Polka uznana winną znęcania się nad dziećmi w żłobku. Prokuratura o "wyjątkowym okrucieństwie"

Dziecko (zdjęcie ilustracyjne)
Wielka Brytania. Londyn na nagraniach archiwalnych
Źródło: Reuters Archive
Mieszkająca w Wielkiej Brytanii Polka została uznana winną znęcania się nad podopiecznymi dwóch żłobków, w których pracowała. Łącznie miała skrzywdzić 21 dzieci. Młoda kobieta przyznała się tylko do części zarzutów.
Kluczowe fakty:
  • Sąd w Kingston pod Londynem uznał w ubiegłym tygodniu 22-letnią Polkę winną przemocy wobec 21 dzieci. Wśród ofiar są podopieczni dwóch żłobków, w których w przeszłości pracowała.
  • Prokuratura mówi o "wyjątkowym okrucieństwie" kobiety. Jednego z podopiecznych miała kilkukrotnie kopnąć w twarz - informują śledczy.

Decyzją sądu w Kingston w południowej Anglii, 22-letnia Roksana Ł. została uznana winną 21 przypadków przemocy wobec dzieci. Jak podaje BBC, zarzuty obejmują szczypanie, drapanie czy nawet kopanie podopiecznych dwóch placówek, w których kobieta pracowała w przeszłości. Mowa o żłobku w Twickenham, gdzie była zatrudniona od stycznia do czerwca 2024 roku, i w Hounslow, którego pracownicą była wcześniej. Kobieta przyznała się tylko do części zarzutów.

Sprawa wyszła na jaw w czerwcu ubiegłego roku - przypomina BBC. Kobieta została wówczas przyłapana na szczypaniu podopiecznych żłobka w Twickenham i odesłana do domu. Nagrania z kamer monitoringu wykazały, że nie był to odosobniony incydent.
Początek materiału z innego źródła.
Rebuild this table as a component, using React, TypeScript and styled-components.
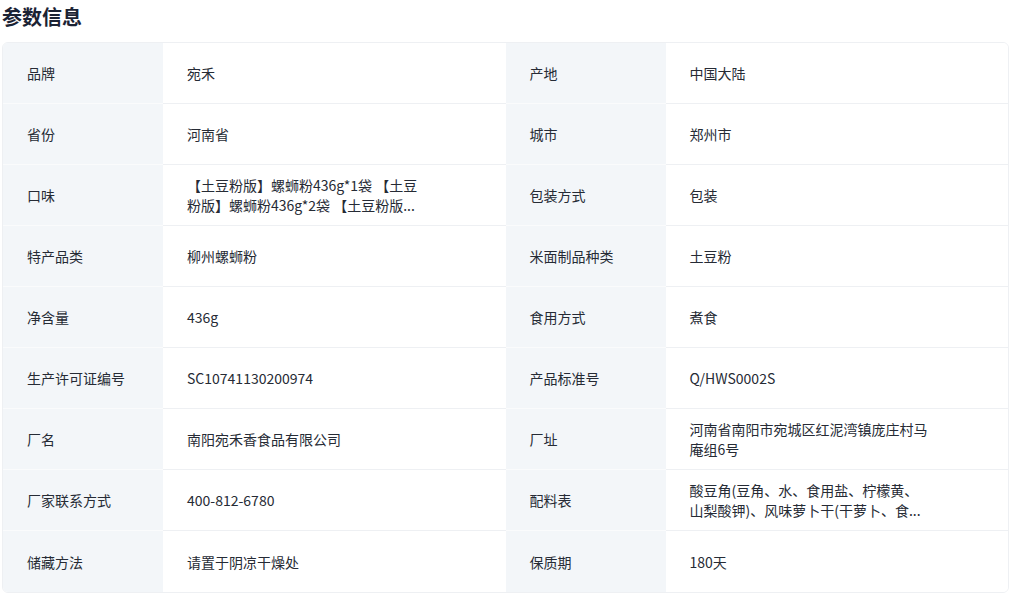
import React from "react";
import styled, { createGlobalStyle } from "styled-components";

const Global = createGlobalStyle`
  html, body { margin: 0; padding: 0; background: #ffffff; }
  body { font-family: "Noto Sans CJK SC", "Noto Sans", sans-serif; }
`;

const Page = styled.div`
  padding: 0 1px 0 2px;
  width: 1010px;
  box-sizing: border-box;
`;

const Title = styled.h2`
  margin: 3px 0 11px 0;
  font-size: 20px;
  line-height: 28px;
  font-weight: 700;
  color: #1b2334;
`;

const Table = styled.div`
  display: grid;
  grid-template-columns: 160px 1fr 160px 1fr;
  border: 1px solid #eef0f3;
  border-radius: 6px;
  overflow: hidden;
`;

const Cell = styled.div<{ $label?: boolean; $last?: boolean }>`
  height: 61px;
  box-sizing: border-box;
  display: flex;
  align-items: center;
  padding: 0 24px;
  font-size: 14px;
  line-height: 20px;
  color: #262b35;
  background: ${(p) => (p.$label ? "#f3f6f9" : "#ffffff")};
  border-bottom: ${(p) =>
    p.$last ? "none" : p.$label ? "1px solid #fafbfc" : "1px solid #eef0f3"};
`;

const Value = styled.span`
  max-width: 241px;
  word-break: break-all;
`;

const rows: [string, string, string, string][] = [
  ["品牌", "宛禾", "产地", "中国大陆"],
  ["省份", "河南省", "城市", "郑州市"],
  [
    "口味",
    "【土豆粉版】螺蛳粉436g*1袋 【土豆粉版】螺蛳粉436g*2袋 【土豆粉版...",
    "包装方式",
    "包装",
  ],
  ["特产品类", "柳州螺蛳粉", "米面制品种类", "土豆粉"],
  ["净含量", "436g", "食用方式", "煮食"],
  ["生产许可证编号", "SC10741130200974", "产品标准号", "Q/HWS0002S"],
  ["厂名", "南阳宛禾香食品有限公司", "厂址", "河南省南阳市宛城区红泥湾镇庞庄村马庵组6号"],
  [
    "厂家联系方式",
    "400-812-6780",
    "配料表",
    "酸豆角(豆角、水、食用盐、柠檬黄、山梨酸钾)、风味萝卜干(干萝卜、食...",
  ],
  ["储藏方法", "请置于阴凉干燥处", "保质期", "180天"],
];

export default function App() {
  return (
    <Page>
      <Global />
      <Title>参数信息</Title>
      <Table>
        {rows.map((r, i) => {
          const last = i === rows.length - 1;
          return (
            <React.Fragment key={i}>
              <Cell $label $last={last}>{r[0]}</Cell>
              <Cell $last={last}>
                <Value>{r[1]}</Value>
              </Cell>
              <Cell $label $last={last}>{r[2]}</Cell>
              <Cell $last={last}>
                <Value>{r[3]}</Value>
              </Cell>
            </React.Fragment>
          );
        })}
      </Table>
    </Page>
  );
}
Zdaniem policji na filmach widać, jak 22-latka "wielokrotnie atakuje będące pod jej opieką dzieci".

22-letnia Polka uznana winną

Jak wskazuje na swojej stronie londyńska policja metropolitalna, na filmach miały zostać zarejestrowane liczne przypadki szczypania i drapania dzieci. Ma być też na nich widać, jak 22-latka kilkukrotnie kopie jednego z podopiecznych w twarz i staje mu na ramieniu. Inne dziecko kobieta miała przyciskać twarzą do ścianki łóżeczka, a później zakrywać mu dłonią usta, by stłumić jego płacz. Materiały dowodzą też, że Polka korzystała w pobliżu dzieci z e-papierosów. Sama kobieta przyznała się również do palenia marihuany przed pracą.

Zaangażowana w sprawę prokurator Gemma Burns opisuje "skalę nadużyć" 22-latki jako "porażającą". W komentarzu dla policji metropolitalnej zachowania Polki określa też mianem "wyjątkowego okrucieństwa". Cytowani przez BBC przedstawiciele żłobka w Twickenham, w którym występowały nieprawidłowości, deklarują zaś, że dołożą wszelkich starań, by w przyszłości nie dochodziło tam do podobnych incydentów.

Sąd w Kingston ma ogłosić wyrok w sprawie Polki 26 września.